Asbestos is a toxic mineral that can cause serious illnesses like scarring of the lungs, called asbestosis, and mesothelioma, a vicious cancer that kills most victims within a few years. The government’s inability to ban asbestos has been cited as one of the greatest failures of the U.S. chemical regulatory system. “The system was so complex, it was so burdensome that our country hasn’t even been able to uphold a ban on asbestos — a known carcinogen that kills as many as 10,000 Americans every year,” President Barack Obama said in 2016 on the day he signed legislation meant to fix these problems.

Later that year, the EPA began the formal process of re-evaluating the risks associated with asbestos. It took five years, and in 2020, the agency determined chlorine workers were at “unreasonable risk” from their exposure to asbestos.

In April, the EPA proposed a new asbestos ban. The rule needs to be finalized before it goes into effect, and the EPA has said that it is planning to be done with that process by November 2023. In that time, EPA will consider industry arguments against a ban, including claims that workers face little risk of exposure. The chemical companies have also argued the ban could disrupt the country’s supply of chlorine used to clean drinking water, even though public health advocates say only a small portion of chlorine from asbestos-reliant plants is used for that purpose. Twelve Republican attorneys general have backed the companies and said an asbestos ban would place a “heavy and unreasonable burden” on the industry.

Two key trade associations, the American Chemistry Council and The Chlorine Institute, said in statements this week that they continue to believe asbestos is used safely in the chlorine industry.

Michal Freedoff, the official in charge of chemical regulation at EPA, told ProPublica she could not comment on the final rule-making process but said the agency would not be backing down on the science.

The agency has already extended the original deadlines for evaluating and regulating asbestos. The evaluation was supposed to be complete three years after it started in 2016, and the regulations should have been finalized within two years after that. Lawmakers and public health advocates worry, given the chemical industry’s influence, that there will be even further delays or a new ban will be held up in court. (In response, the EPA pointed out that despite an increased workload, its budget for chemical regulation has remained flat for six years. It also said the Trump administration missed deadlines for nine out of the first 10 chemicals, including asbestos, that were to be regulated under the new 2016 law.)
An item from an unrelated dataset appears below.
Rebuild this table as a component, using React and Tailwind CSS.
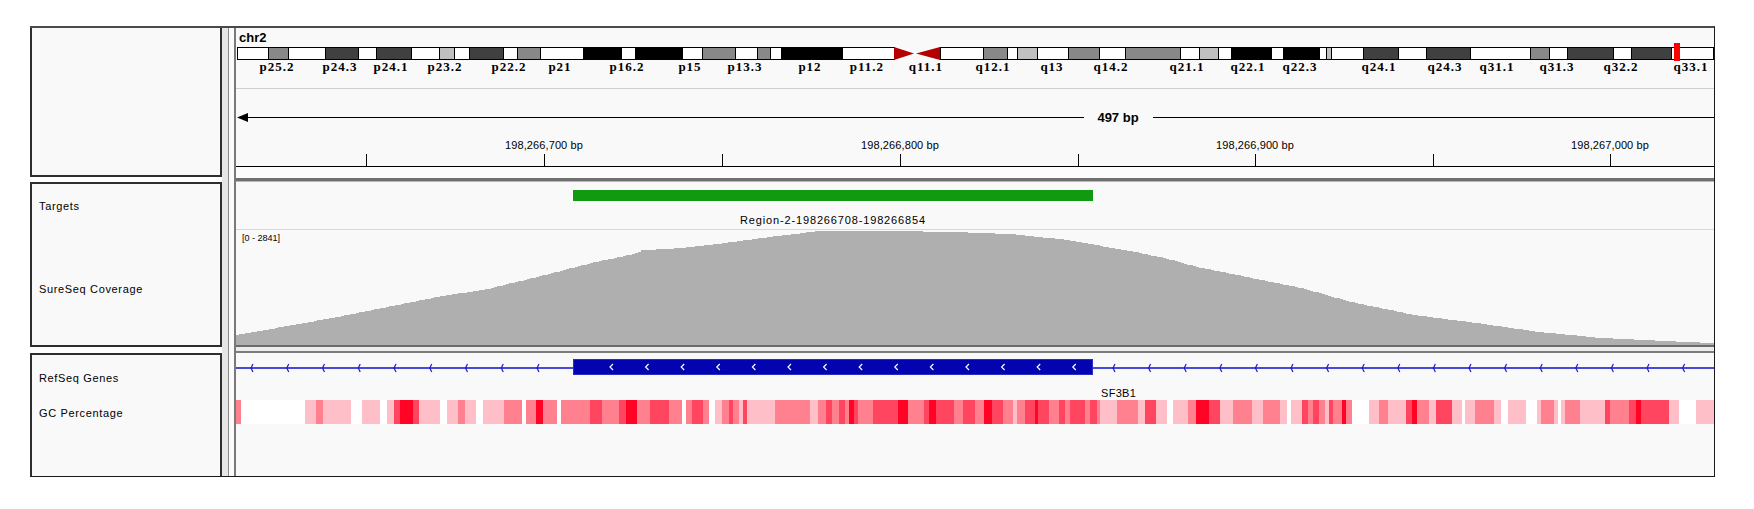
import React from "react";

// chromosome 2 ideogram bands: [start, end, stain]
const BANDS = [
  [237, 268, "w"], [268, 288, "g"], [288, 325, "w"], [325, 358, "d"], [358, 376, "w"],
  [376, 411, "d"], [411, 439, "w"], [439, 454, "l"], [454, 469, "w"], [469, 503, "d"],
  [503, 517, "w"], [517, 540, "g"], [540, 583, "w"], [583, 621, "k"], [621, 635, "w"],
  [635, 682, "k"], [682, 702, "w"], [702, 735, "g"], [735, 757, "w"], [757, 770, "g"],
  [770, 781, "w"], [781, 842, "k"], [842, 894, "w"],
  [940, 983, "w"], [983, 1007, "g"], [1007, 1017, "w"], [1017, 1037, "l"], [1037, 1068, "w"],
  [1068, 1099, "g"], [1099, 1125, "w"], [1125, 1180, "g"], [1180, 1199, "w"], [1199, 1218, "l"],
  [1218, 1231, "w"], [1231, 1271, "k"], [1271, 1283, "w"], [1283, 1319, "k"], [1319, 1326, "w"],
  [1326, 1331, "l"], [1331, 1363, "w"], [1363, 1398, "d"], [1398, 1426, "w"], [1426, 1470, "d"],
  [1470, 1530, "w"], [1530, 1549, "g"], [1549, 1567, "w"], [1567, 1613, "d"], [1613, 1631, "w"],
  [1631, 1671, "d"], [1671, 1713, "w"],
];

const STAIN = { w: "#ffffff", g: "#888888", d: "#404040", k: "#000000", l: "#c0c0c0" };

const BAND_LABELS = [
  ["p25.2", 277], ["p24.3", 340], ["p24.1", 391], ["p23.2", 445], ["p22.2", 509], ["p21", 560],
  ["p16.2", 627], ["p15", 690], ["p13.3", 745], ["p12", 810], ["p11.2", 867], ["q11.1", 926],
  ["q12.1", 993], ["q13", 1052], ["q14.2", 1111], ["q21.1", 1187], ["q22.1", 1248], ["q22.3", 1300],
  ["q24.1", 1379], ["q24.3", 1445], ["q31.1", 1497], ["q31.3", 1557], ["q32.2", 1621], ["q33.1", 1691],
];

const TICKS = [366, 544, 722, 900, 1078, 1255, 1433, 1610];
const TICK_LABELS = [
  ["198,266,700 bp", 544],
  ["198,266,800 bp", 900],
  ["198,266,900 bp", 1255],
  ["198,267,000 bp", 1610],
];

const COVERAGE = [
  [236, 335], [286, 326], [336, 317], [386, 307], [436, 297], [486, 289], [536, 277],
  [586, 264], [636, 253], [641, 250], [669, 249], [716, 244], [760, 238], [818, 231],
  [894, 231], [952, 232], [1009, 234], [1067, 240], [1100, 246], [1124, 250], [1163, 258],
  [1196, 267], [1300, 288], [1350, 302], [1413, 315], [1475, 323], [1538, 332], [1600, 338],
  [1684, 342], [1714, 343],
];

// GC percentage heat strip: [start, end, level]
const GC = [
  [236, 241, 2], [305, 316, 1], [316, 323, 2], [323, 351, 1], [362, 380, 1], [387, 394, 1],
  [394, 400, 3], [400, 413, 4], [413, 419, 3], [419, 440, 1], [447, 458, 1], [458, 465, 2],
  [465, 476, 1], [483, 504, 1], [504, 522, 2], [526, 536, 2], [536, 543, 4], [543, 557, 2],
  [561, 590, 2], [590, 602, 3], [602, 607, 2], [607, 619, 2], [619, 626, 3], [626, 637, 4],
  [637, 650, 2], [650, 669, 3], [669, 682, 2], [686, 692, 2], [692, 703, 3], [703, 709, 2],
  [715, 722, 1], [722, 729, 2], [729, 733, 3], [733, 739, 2], [739, 743, 1], [743, 747, 3],
  [747, 775, 1], [775, 810, 2], [810, 818, 1], [818, 826, 2], [826, 832, 3], [832, 839, 2],
  [839, 845, 3], [845, 849, 2], [849, 854, 4], [854, 858, 3], [858, 873, 2], [873, 898, 3],
  [898, 908, 4], [908, 924, 2], [924, 929, 3], [929, 936, 4], [936, 954, 3], [954, 963, 2],
  [963, 975, 3], [975, 984, 2], [984, 992, 4], [992, 1003, 3], [1003, 1013, 2], [1013, 1017, 1],
  [1017, 1025, 2], [1025, 1035, 3], [1035, 1038, 4], [1038, 1049, 3], [1049, 1059, 2],
  [1059, 1065, 3], [1065, 1070, 2], [1070, 1085, 3], [1085, 1090, 2], [1090, 1097, 3],
  [1097, 1100, 2], [1100, 1117, 1], [1117, 1138, 2], [1138, 1145, 1], [1145, 1156, 3],
  [1156, 1167, 1], [1173, 1188, 1], [1188, 1196, 2], [1196, 1209, 4], [1209, 1220, 3],
  [1220, 1233, 1], [1233, 1252, 2], [1252, 1263, 1], [1263, 1280, 2], [1280, 1287, 1],
  [1291, 1302, 1], [1302, 1308, 3], [1308, 1313, 2], [1313, 1319, 3], [1319, 1325, 2],
  [1325, 1329, 1], [1329, 1333, 3], [1333, 1342, 2], [1342, 1346, 4], [1346, 1352, 2],
  [1369, 1379, 1], [1379, 1388, 2], [1388, 1406, 1], [1406, 1412, 3], [1412, 1417, 4],
  [1417, 1429, 2], [1429, 1436, 1], [1436, 1452, 3], [1452, 1462, 1], [1465, 1475, 1],
  [1475, 1494, 2], [1494, 1501, 1], [1508, 1526, 1], [1537, 1541, 1], [1541, 1554, 2],
  [1554, 1558, 1], [1561, 1565, 1], [1565, 1580, 2], [1580, 1605, 1], [1605, 1610, 3],
  [1610, 1629, 2], [1629, 1636, 3], [1636, 1641, 4], [1641, 1669, 3], [1669, 1679, 1],
  [1696, 1714, 1],
];

const GC_COLORS = { 1: "#ffbfc8", 2: "#ff808f", 3: "#ff4560", 4: "#ff0424" };

const SANS = "Liberation Sans, Arial, sans-serif";
const SERIF = "Liberation Serif, Times New Roman, serif";

function coveragePath() {
  const yAt = (x) => {
    for (let i = 0; i < COVERAGE.length - 1; i++) {
      const [x0, y0] = COVERAGE[i];
      const [x1, y1] = COVERAGE[i + 1];
      if (x >= x0 && x <= x1) return Math.round(y0 + ((y1 - y0) * (x - x0)) / (x1 - x0));
    }
    return 343;
  };
  let d = `M236 346 V${yAt(236)}`;
  for (let x = 239; x <= 1714; x += 3) {
    d += ` H${x} V${yAt(x)}`;
  }
  d += " H1714 V346 Z";
  return d;
}

const Divider = () => (
  <div className="flex w-[14px] h-full shrink-0">
    <div className="w-[6px] bg-[#e6e6e6]" />
    <div className="w-px bg-[#8a8a8a]" />
    <div className="w-[5px] bg-[#fbfbfb]" />
    <div className="w-[2px] bg-[#7a7a7a]" />
  </div>
);

const TrackName = ({ children, className = "" }) => (
  <div className={`text-[11px] leading-[12px] tracking-[0.65px] text-black ${className}`}>{children}</div>
);

const Header = () => (
  <svg width="1478" height="150" viewBox="236 28 1478 150" shapeRendering="crispEdges" className="block shrink-0">
    <rect x="236" y="28" width="1478" height="139" fill="#f9f9f9" />
    <rect x="236" y="167" width="1478" height="11" fill="#fcfcfc" />
    <text x="239" y="42" fontFamily={SANS} fontSize="13" fontWeight="bold" fill="#000">chr2</text>

    {BANDS.map(([a, b, s]) => (
      <rect key={a} x={a + 0.5} y="47.5" width={b - a} height="12" fill={STAIN[s]} stroke="#000" strokeWidth="1" />
    ))}
    <polygon points="894,47 894,60 914,53.5" fill="#b40000" shapeRendering="auto" />
    <polygon points="940,47 940,60 916,53.5" fill="#b40000" shapeRendering="auto" />
    <rect x="1674" y="43" width="6" height="18" fill="#ff0000" />

    {BAND_LABELS.map(([t, x]) => (
      <text key={t} x={x} y="71" textAnchor="middle" fontFamily={SERIF} fontSize="13" fontWeight="bold" letterSpacing="1" fill="#000">
        {t}
      </text>
    ))}

    <rect x="236" y="88" width="1478" height="1" fill="#cfcfcf" />

    <rect x="240" y="117" width="844" height="1" fill="#000" />
    <rect x="1153" y="117" width="561" height="1" fill="#000" />
    <polygon points="237,117.5 248,113 248,122" fill="#000" shapeRendering="auto" />
    <text x="1118" y="122" textAnchor="middle" fontFamily={SANS} fontSize="13" fontWeight="bold" fill="#000">497 bp</text>

    {TICK_LABELS.map(([t, x]) => (
      <text key={t} x={x} y="149" textAnchor="middle" fontFamily={SANS} fontSize="11" letterSpacing="0.1" fill="#000">
        {t}
      </text>
    ))}
    {TICKS.map((x) => (
      <rect key={x} x={x} y="154" width="1" height="12" fill="#000" />
    ))}
    <rect x="236" y="166" width="1478" height="1" fill="#000" />
  </svg>
);

const CoverageTracks = () => (
  <svg width="1478" height="169" viewBox="236 178 1478 169" shapeRendering="crispEdges" className="block shrink-0">
    <rect x="236" y="178" width="1478" height="169" fill="#f9f9f9" />
    <rect x="236" y="178" width="1478" height="3" fill="#707070" />
    <rect x="236" y="181" width="1478" height="1" fill="#b8b8b8" />

    <rect x="573" y="190" width="520" height="11" fill="#109a10" />
    <text x="833" y="224" textAnchor="middle" fontFamily={SANS} fontSize="11" letterSpacing="0.85" fill="#000">
      Region-2-198266708-198266854
    </text>

    <rect x="236" y="229" width="1478" height="1" fill="#d8d8d8" />
    <path d={coveragePath()} fill="#afafaf" />
    <text x="242" y="241" fontFamily={SANS} fontSize="9" fill="#000">[0 - 2841]</text>

    <rect x="236" y="345" width="1478" height="2" fill="#6b6b6b" />
  </svg>
);

const before = Array.from({ length: 9 }, (_, i) => 251 + i * 35.75);
const inside = Array.from({ length: 14 }, (_, i) => 610 + i * 35.6);
const after = Array.from({ length: 17 }, (_, i) => 1113 + i * 35.6);

const AnnotationTracks = () => (
  <svg width="1478" height="129" viewBox="236 347 1478 129" shapeRendering="crispEdges" className="block shrink-0">
    <rect x="236" y="347" width="1478" height="129" fill="#f9f9f9" />
    <rect x="236" y="347" width="1478" height="4" fill="#ececec" />
    <rect x="236" y="351" width="1478" height="2" fill="#7c7c7c" />

    <rect x="236" y="367" width="1478" height="2" fill="#4a4ad8" />
    {[...before, ...after].map((x) => (
      <path key={x} d={`M${x + 2} 364 L${x} 368 L${x + 2} 372`} stroke="#1c1cd0" strokeWidth="1.2" fill="none" shapeRendering="auto" />
    ))}
    <rect x="573" y="359" width="520" height="16" fill="#0303b0" />
    <rect x="573.5" y="359.5" width="519" height="15" fill="none" stroke="#2a2ac4" strokeWidth="1" />
    {inside.map((x) => (
      <path key={x} d={`M${x + 3} 364 L${x} 367 L${x + 3} 370`} stroke="#ffffff" strokeWidth="1.2" fill="none" shapeRendering="auto" />
    ))}
    <text x="1101" y="397" fontFamily={SANS} fontSize="11" letterSpacing="0.3" fill="#000">SF3B1</text>

    <rect x="236" y="400" width="1478" height="24" fill="#ffffff" />
    {GC.map(([a, b, l]) => (
      <rect key={a} x={a} y="400" width={b - a} height="24" fill={GC_COLORS[l]} />
    ))}
  </svg>
);

export default function App() {
  return (
    <div className="w-[1754px] h-[509px] bg-white pt-[26px] pl-[30px] font-['Liberation_Sans',Arial,sans-serif]">
      <div className="w-[1685px] h-[451px] flex flex-col border-t-2 border-t-[#4a4a4a] border-r border-r-[#1a1a1a] border-b border-b-[#1a1a1a]">
        <div className="flex h-[150px]">
          <div className="w-[192px] h-[149px] shrink-0 border-x-2 border-b-2 border-[#2e2e2e] bg-[#f9f9f9]" />
          <Divider />
          <Header />
        </div>

        <div className="flex h-[169px]">
          <div className="w-[192px] shrink-0 pt-[4px] bg-white">
            <div className="h-[165px] border-2 border-[#2e2e2e] bg-[#f9f9f9] pl-[7px] pt-[16px]">
              <TrackName>Targets</TrackName>
              <TrackName className="mt-[71px]">SureSeq Coverage</TrackName>
            </div>
          </div>
          <Divider />
          <CoverageTracks />
        </div>

        <div className="flex h-[129px]">
          <div className="w-[192px] shrink-0 pt-[6px] bg-white">
            <div className="h-[123px] border-x-2 border-t-2 border-[#2e2e2e] bg-[#f9f9f9] pl-[7px] pt-[17px]">
              <TrackName>RefSeq Genes</TrackName>
              <TrackName className="mt-[23px]">GC Percentage</TrackName>
            </div>
          </div>
          <Divider />
          <AnnotationTracks />
        </div>
      </div>
    </div>
  );
}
Organizations like the Environmental Defense Fund are calling for the EPA to expedite its ban, especially given the findings in the ProPublica investigation. The “reporting underscores the need to take action to ban chrysotile asbestos, particularly to protect workers,” said Maria Doa, senior director of chemicals policy at the Environmental Defense Fund. “Given the strong, well-established science on the unreasonable risks posed by chrysotile asbestos, we reiterate our call for EPA to expedite its final decision to ban chrysotile asbestos and to require rapid implementation of the ban.”

Merkley and Bonamici, along with the Asbestos Disease Awareness Organization, are instead pushing Congress to write a ban into law, which would accelerate the process and make it harder for the industry to overturn it in court. The bill would ban all six known types of asbestos, whereas the EPA rule would only ban the one type primarily used in the U.S.

ProPublica reached out to Sen. Tom Carper, D-Del., and Rep. Frank Pallone, D-N.J., the chairs of the committees where the bill was filed. Carper said he remains “committed to working with our colleagues on both sides of the aisle, as well as advocates and industry stakeholders” on the proposal. Pallone, however, said he believed the EPA will act on asbestos. “I’m confident the Biden Administration takes this public health threat as seriously as I do, and look forward to continuing to work with them to get asbestos banned once and for all,” he said in a statement. The minority leaders of the committees, Sen. Shelley Moore Capito, R-W.Va., and Rep. Cathy McMorris Rodgers, R-Wash., did not respond to questions or provide comment on the conditions at the Niagara Falls plant.